Replying to DeFries:

Lazy loading would bring that down to whatever a screen can display in one go.

Didn't read your previous comment careful enough;
I think lazy loading is an excellent option...

Last edited 9 years ago by LucP (previous) (diff)

#7 @s1m0nd
8 years ago

With WordCamps Europe and US now expecting thousands (plural) of people, we're beyond a point where simple alphabetical presentation makes sense.

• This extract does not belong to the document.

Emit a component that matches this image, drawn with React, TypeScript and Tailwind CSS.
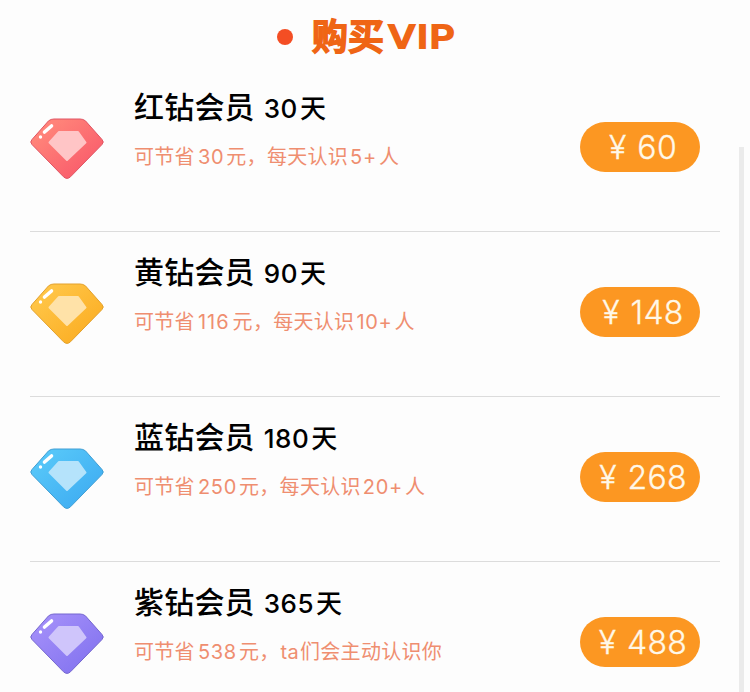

I agree, there's an immediate need for better performance: I'd strongly favour lazy-loading over pagination, since the former at least allows me to use my in-browser search function. But really, it's probably time we were looking ahead to a proper, ideally faceted, search function.

#8 @LucP
8 years ago

I'll work out a first patch next week with lazy-loading and caching the entire query.
Does anybody have any tips on how this caching could/should work? Everything stored in one giant serialized array seems a bit odd... Maybe cut the query up in multiple rows?

#9 follow-up: @iandunn
8 years ago

@kovshenin, do you have any thoughts on comment:8? It'd be nice to get this resolved in time to avoid any problems with WCUS.

#10 in reply to: ↑ 9 @kovshenin
8 years ago

Replying to iandunn: If we want to solve the performance problem I think paginating is the way to go, maybe a new per_page shortcode attribute. Also use a sane default, like 1000 versus the current 10k. Or 500 even. If we want to make it more fancy we can add search, infinite scroll, etc.

#11 @coreymckrill
8 years ago

  • Resolution set to fixed
  • Status changed from assigned to closed

#12 @coreymckrill
8 years ago

I created #2282 to discuss comment:7.